• **DIRECTION**
Copy each line exactly. Drop every picture.
--- begin SOURCE EXCERPT ---
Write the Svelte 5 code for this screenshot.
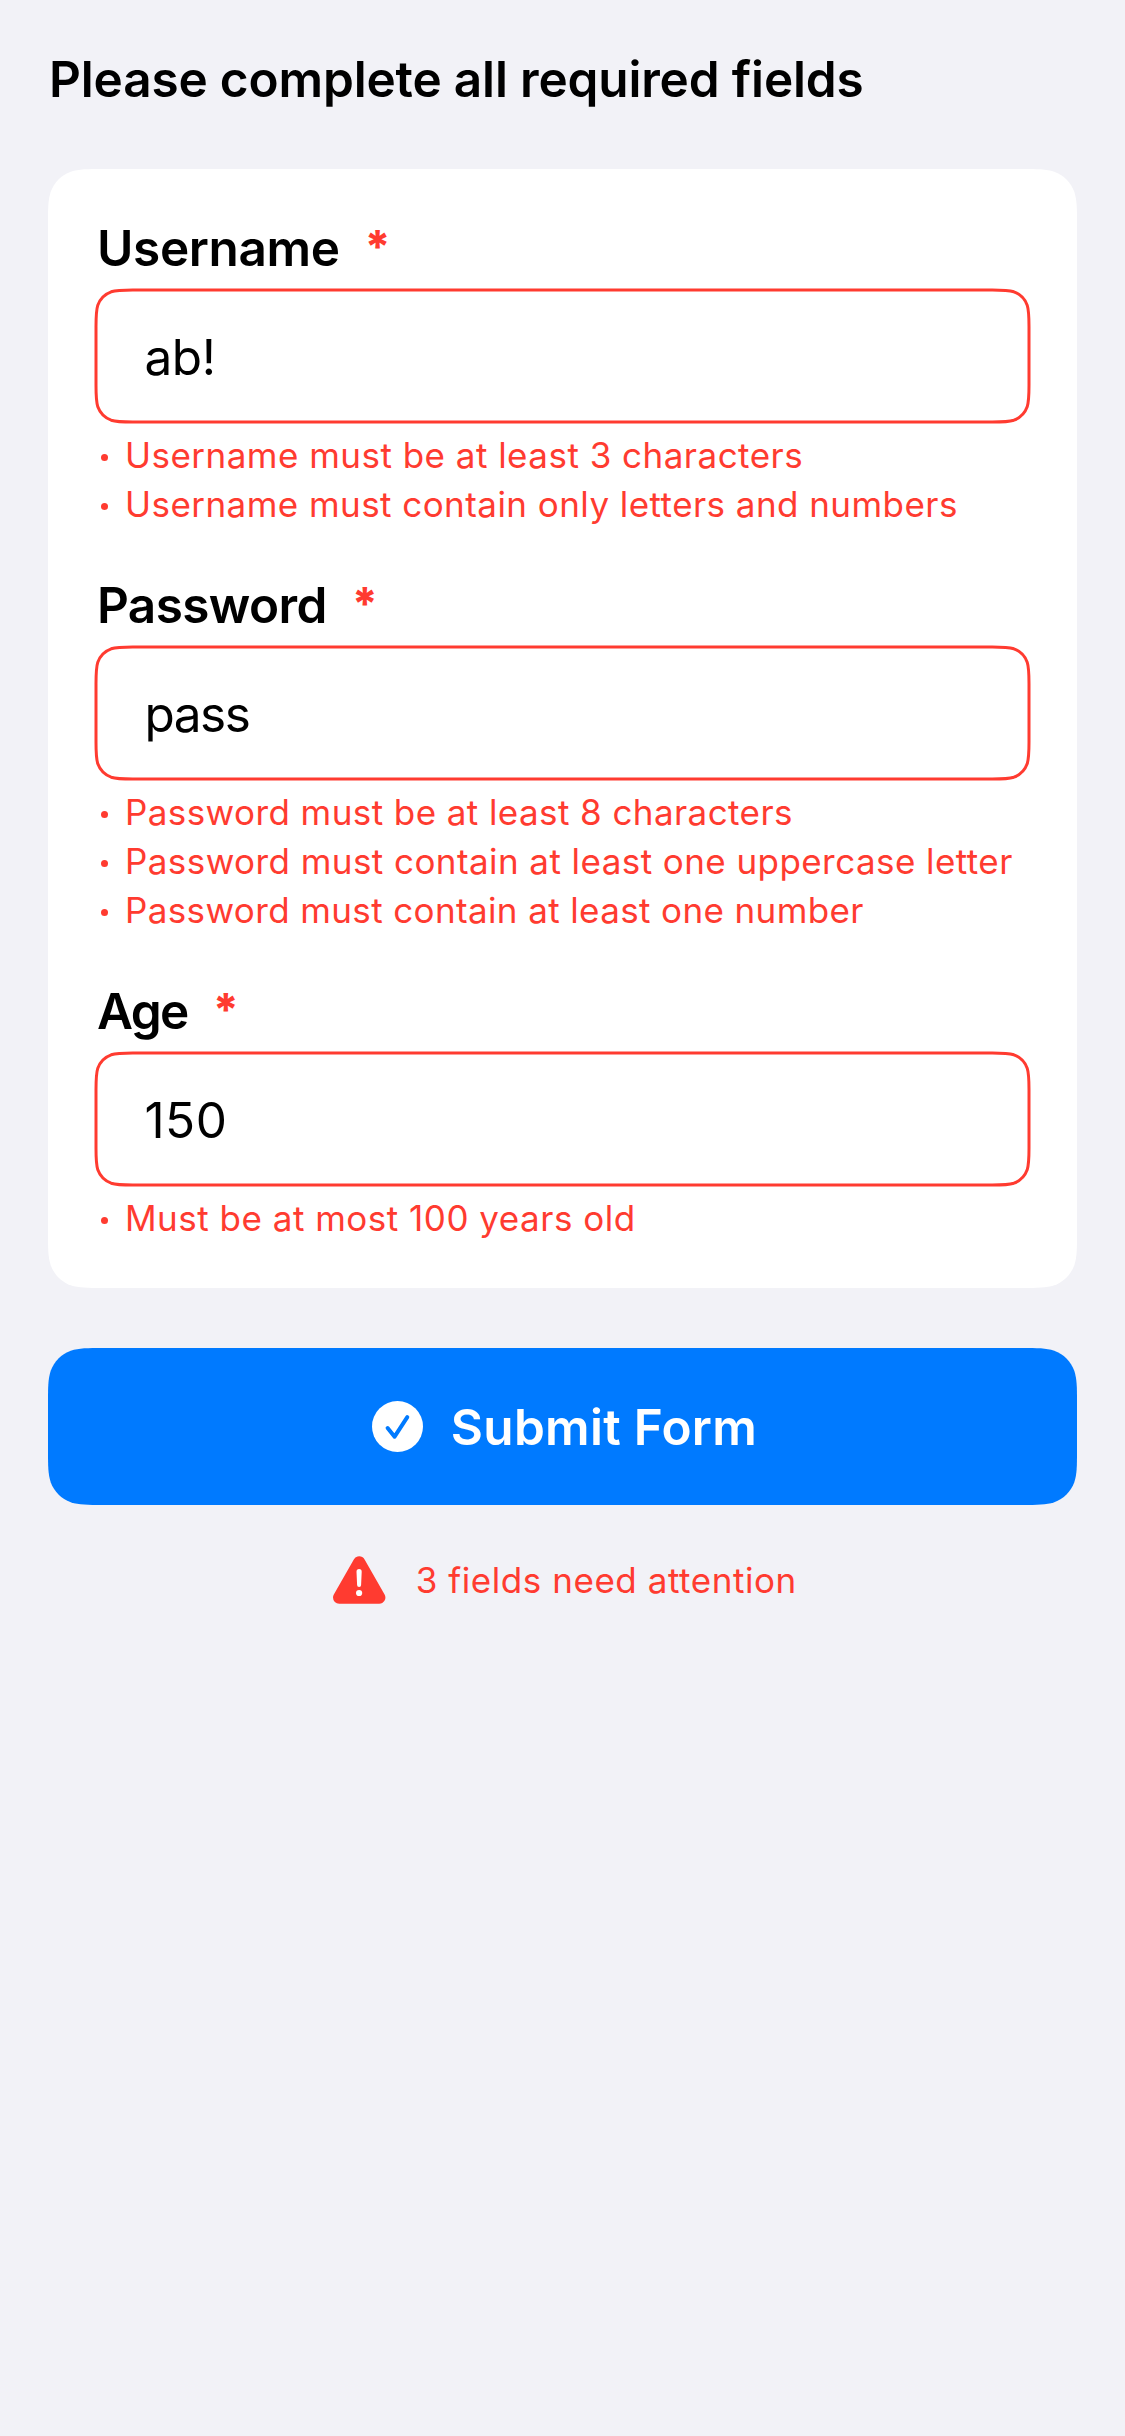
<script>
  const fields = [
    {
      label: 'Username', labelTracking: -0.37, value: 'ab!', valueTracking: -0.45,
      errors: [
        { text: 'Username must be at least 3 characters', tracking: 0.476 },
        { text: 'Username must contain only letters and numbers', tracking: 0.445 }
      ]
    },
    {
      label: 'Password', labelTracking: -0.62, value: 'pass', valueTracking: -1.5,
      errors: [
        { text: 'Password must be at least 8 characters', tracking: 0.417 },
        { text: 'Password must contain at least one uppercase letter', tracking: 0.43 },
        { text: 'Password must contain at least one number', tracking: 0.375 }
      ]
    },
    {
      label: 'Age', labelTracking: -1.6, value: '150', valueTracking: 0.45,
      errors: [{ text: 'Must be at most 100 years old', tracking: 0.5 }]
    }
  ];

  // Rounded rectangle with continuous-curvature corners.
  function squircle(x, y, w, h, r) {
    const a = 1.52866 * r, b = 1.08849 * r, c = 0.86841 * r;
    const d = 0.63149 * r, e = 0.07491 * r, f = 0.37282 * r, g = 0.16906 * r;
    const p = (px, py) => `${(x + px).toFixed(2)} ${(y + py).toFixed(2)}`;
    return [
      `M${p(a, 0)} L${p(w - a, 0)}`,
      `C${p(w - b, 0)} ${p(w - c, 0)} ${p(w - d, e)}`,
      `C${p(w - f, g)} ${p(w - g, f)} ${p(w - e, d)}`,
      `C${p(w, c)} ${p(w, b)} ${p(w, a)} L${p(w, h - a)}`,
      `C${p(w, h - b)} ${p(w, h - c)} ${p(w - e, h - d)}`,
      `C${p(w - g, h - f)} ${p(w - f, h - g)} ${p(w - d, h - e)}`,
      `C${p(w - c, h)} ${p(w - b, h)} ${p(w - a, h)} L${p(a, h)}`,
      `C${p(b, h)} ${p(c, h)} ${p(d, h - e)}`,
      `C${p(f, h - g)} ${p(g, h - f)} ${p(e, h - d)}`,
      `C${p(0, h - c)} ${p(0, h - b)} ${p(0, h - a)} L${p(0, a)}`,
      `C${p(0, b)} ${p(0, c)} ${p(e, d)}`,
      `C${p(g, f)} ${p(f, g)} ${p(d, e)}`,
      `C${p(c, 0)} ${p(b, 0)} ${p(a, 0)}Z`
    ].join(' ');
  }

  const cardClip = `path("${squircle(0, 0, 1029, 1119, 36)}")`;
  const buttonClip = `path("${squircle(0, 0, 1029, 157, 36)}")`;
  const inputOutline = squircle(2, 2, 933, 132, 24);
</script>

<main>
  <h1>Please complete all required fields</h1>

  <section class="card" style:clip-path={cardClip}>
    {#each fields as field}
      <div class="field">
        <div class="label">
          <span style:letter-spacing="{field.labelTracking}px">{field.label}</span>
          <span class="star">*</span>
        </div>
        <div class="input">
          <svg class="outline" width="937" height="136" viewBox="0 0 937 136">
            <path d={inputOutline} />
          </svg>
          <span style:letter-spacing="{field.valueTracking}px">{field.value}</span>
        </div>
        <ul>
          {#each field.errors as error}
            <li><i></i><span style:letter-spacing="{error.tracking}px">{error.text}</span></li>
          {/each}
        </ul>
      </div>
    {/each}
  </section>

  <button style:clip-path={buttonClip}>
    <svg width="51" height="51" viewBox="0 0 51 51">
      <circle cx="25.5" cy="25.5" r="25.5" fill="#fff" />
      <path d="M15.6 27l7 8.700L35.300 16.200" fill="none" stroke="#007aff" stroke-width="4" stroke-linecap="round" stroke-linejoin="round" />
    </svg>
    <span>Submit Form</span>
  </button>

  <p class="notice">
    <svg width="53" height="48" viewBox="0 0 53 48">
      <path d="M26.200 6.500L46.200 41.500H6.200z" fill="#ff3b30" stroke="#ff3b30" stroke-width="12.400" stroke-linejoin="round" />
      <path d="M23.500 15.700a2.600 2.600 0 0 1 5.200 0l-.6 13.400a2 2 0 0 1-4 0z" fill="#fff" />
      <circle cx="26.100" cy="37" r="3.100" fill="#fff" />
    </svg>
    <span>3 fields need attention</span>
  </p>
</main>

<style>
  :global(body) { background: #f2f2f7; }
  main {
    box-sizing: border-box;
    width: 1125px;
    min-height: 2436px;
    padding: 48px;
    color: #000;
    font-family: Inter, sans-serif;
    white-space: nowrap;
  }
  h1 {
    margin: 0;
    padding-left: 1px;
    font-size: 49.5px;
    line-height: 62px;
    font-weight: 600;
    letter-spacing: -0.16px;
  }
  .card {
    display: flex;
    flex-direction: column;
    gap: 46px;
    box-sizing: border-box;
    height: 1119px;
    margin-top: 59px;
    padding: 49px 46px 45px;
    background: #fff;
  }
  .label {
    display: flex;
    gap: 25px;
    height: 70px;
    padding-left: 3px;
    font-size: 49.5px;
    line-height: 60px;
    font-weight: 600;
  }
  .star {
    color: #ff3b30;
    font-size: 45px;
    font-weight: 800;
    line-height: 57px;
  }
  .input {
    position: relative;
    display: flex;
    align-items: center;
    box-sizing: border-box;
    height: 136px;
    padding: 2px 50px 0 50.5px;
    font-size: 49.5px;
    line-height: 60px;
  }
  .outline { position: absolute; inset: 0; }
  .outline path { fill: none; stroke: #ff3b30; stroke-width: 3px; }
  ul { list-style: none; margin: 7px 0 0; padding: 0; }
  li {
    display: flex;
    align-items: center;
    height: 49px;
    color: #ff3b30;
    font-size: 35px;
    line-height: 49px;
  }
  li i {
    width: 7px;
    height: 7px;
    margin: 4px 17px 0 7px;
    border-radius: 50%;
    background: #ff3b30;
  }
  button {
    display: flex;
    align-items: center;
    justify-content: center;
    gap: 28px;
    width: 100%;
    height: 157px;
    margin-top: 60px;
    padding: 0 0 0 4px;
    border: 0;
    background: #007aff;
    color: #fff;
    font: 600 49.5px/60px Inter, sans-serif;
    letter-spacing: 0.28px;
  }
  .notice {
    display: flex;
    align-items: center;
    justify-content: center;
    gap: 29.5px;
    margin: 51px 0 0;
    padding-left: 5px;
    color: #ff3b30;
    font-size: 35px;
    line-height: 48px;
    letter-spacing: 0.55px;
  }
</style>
--- end SOURCE EXCERPT ---
• **TASK ANSWER**
Write the Svelte 5 code for this screenshot.
<script>
  const fields = [
    {
      label: 'Username', labelTracking: -0.37, value: 'ab!', valueTracking: -0.45,
      errors: [
        { text: 'Username must be at least 3 characters', tracking: 0.476 },
        { text: 'Username must contain only letters and numbers', tracking: 0.445 }
      ]
    },
    {
      label: 'Password', labelTracking: -0.62, value: 'pass', valueTracking: -1.5,
      errors: [
        { text: 'Password must be at least 8 characters', tracking: 0.417 },
        { text: 'Password must contain at least one uppercase letter', tracking: 0.43 },
        { text: 'Password must contain at least one number', tracking: 0.375 }
      ]
    },
    {
      label: 'Age', labelTracking: -1.6, value: '150', valueTracking: 0.45,
      errors: [{ text: 'Must be at most 100 years old', tracking: 0.5 }]
    }
  ];

  // Rounded rectangle with continuous-curvature corners.
  function squircle(x, y, w, h, r) {
    const a = 1.52866 * r, b = 1.08849 * r, c = 0.86841 * r;
    const d = 0.63149 * r, e = 0.07491 * r, f = 0.37282 * r, g = 0.16906 * r;
    const p = (px, py) => `${(x + px).toFixed(2)} ${(y + py).toFixed(2)}`;
    return [
      `M${p(a, 0)} L${p(w - a, 0)}`,
      `C${p(w - b, 0)} ${p(w - c, 0)} ${p(w - d, e)}`,
      `C${p(w - f, g)} ${p(w - g, f)} ${p(w - e, d)}`,
      `C${p(w, c)} ${p(w, b)} ${p(w, a)} L${p(w, h - a)}`,
      `C${p(w, h - b)} ${p(w, h - c)} ${p(w - e, h - d)}`,
      `C${p(w - g, h - f)} ${p(w - f, h - g)} ${p(w - d, h - e)}`,
      `C${p(w - c, h)} ${p(w - b, h)} ${p(w - a, h)} L${p(a, h)}`,
      `C${p(b, h)} ${p(c, h)} ${p(d, h - e)}`,
      `C${p(f, h - g)} ${p(g, h - f)} ${p(e, h - d)}`,
      `C${p(0, h - c)} ${p(0, h - b)} ${p(0, h - a)} L${p(0, a)}`,
      `C${p(0, b)} ${p(0, c)} ${p(e, d)}`,
      `C${p(g, f)} ${p(f, g)} ${p(d, e)}`,
      `C${p(c, 0)} ${p(b, 0)} ${p(a, 0)}Z`
    ].join(' ');
  }

  const cardClip = `path("${squircle(0, 0, 1029, 1119, 36)}")`;
  const buttonClip = `path("${squircle(0, 0, 1029, 157, 36)}")`;
  const inputOutline = squircle(2, 2, 933, 132, 24);
</script>

<main>
  <h1>Please complete all required fields</h1>

  <section class="card" style:clip-path={cardClip}>
    {#each fields as field}
      <div class="field">
        <div class="label">
          <span style:letter-spacing="{field.labelTracking}px">{field.label}</span>
          <span class="star">*</span>
        </div>
        <div class="input">
          <svg class="outline" width="937" height="136" viewBox="0 0 937 136">
            <path d={inputOutline} />
          </svg>
          <span style:letter-spacing="{field.valueTracking}px">{field.value}</span>
        </div>
        <ul>
          {#each field.errors as error}
            <li><i></i><span style:letter-spacing="{error.tracking}px">{error.text}</span></li>
          {/each}
        </ul>
      </div>
    {/each}
  </section>

  <button style:clip-path={buttonClip}>
    <svg width="51" height="51" viewBox="0 0 51 51">
      <circle cx="25.5" cy="25.5" r="25.5" fill="#fff" />
      <path d="M15.6 27l7 8.700L35.300 16.200" fill="none" stroke="#007aff" stroke-width="4" stroke-linecap="round" stroke-linejoin="round" />
    </svg>
    <span>Submit Form</span>
  </button>

  <p class="notice">
    <svg width="53" height="48" viewBox="0 0 53 48">
      <path d="M26.200 6.500L46.200 41.500H6.200z" fill="#ff3b30" stroke="#ff3b30" stroke-width="12.400" stroke-linejoin="round" />
      <path d="M23.500 15.700a2.600 2.600 0 0 1 5.200 0l-.6 13.400a2 2 0 0 1-4 0z" fill="#fff" />
      <circle cx="26.100" cy="37" r="3.100" fill="#fff" />
    </svg>
    <span>3 fields need attention</span>
  </p>
</main>

<style>
  :global(body) { background: #f2f2f7; }
  main {
    box-sizing: border-box;
    width: 1125px;
    min-height: 2436px;
    padding: 48px;
    color: #000;
    font-family: Inter, sans-serif;
    white-space: nowrap;
  }
  h1 {
    margin: 0;
    padding-left: 1px;
    font-size: 49.5px;
    line-height: 62px;
    font-weight: 600;
    letter-spacing: -0.16px;
  }
  .card {
    display: flex;
    flex-direction: column;
    gap: 46px;
    box-sizing: border-box;
    height: 1119px;
    margin-top: 59px;
    padding: 49px 46px 45px;
    background: #fff;
  }
  .label {
    display: flex;
    gap: 25px;
    height: 70px;
    padding-left: 3px;
    font-size: 49.5px;
    line-height: 60px;
    font-weight: 600;
  }
  .star {
    color: #ff3b30;
    font-size: 45px;
    font-weight: 800;
    line-height: 57px;
  }
  .input {
    position: relative;
    display: flex;
    align-items: center;
    box-sizing: border-box;
    height: 136px;
    padding: 2px 50px 0 50.5px;
    font-size: 49.5px;
    line-height: 60px;
  }
  .outline { position: absolute; inset: 0; }
  .outline path { fill: none; stroke: #ff3b30; stroke-width: 3px; }
  ul { list-style: none; margin: 7px 0 0; padding: 0; }
  li {
    display: flex;
    align-items: center;
    height: 49px;
    color: #ff3b30;
    font-size: 35px;
    line-height: 49px;
  }
  li i {
    width: 7px;
    height: 7px;
    margin: 4px 17px 0 7px;
    border-radius: 50%;
    background: #ff3b30;
  }
  button {
    display: flex;
    align-items: center;
    justify-content: center;
    gap: 28px;
    width: 100%;
    height: 157px;
    margin-top: 60px;
    padding: 0 0 0 4px;
    border: 0;
    background: #007aff;
    color: #fff;
    font: 600 49.5px/60px Inter, sans-serif;
    letter-spacing: 0.28px;
  }
  .notice {
    display: flex;
    align-items: center;
    justify-content: center;
    gap: 29.5px;
    margin: 51px 0 0;
    padding-left: 5px;
    color: #ff3b30;
    font-size: 35px;
    line-height: 48px;
    letter-spacing: 0.55px;
  }
</style>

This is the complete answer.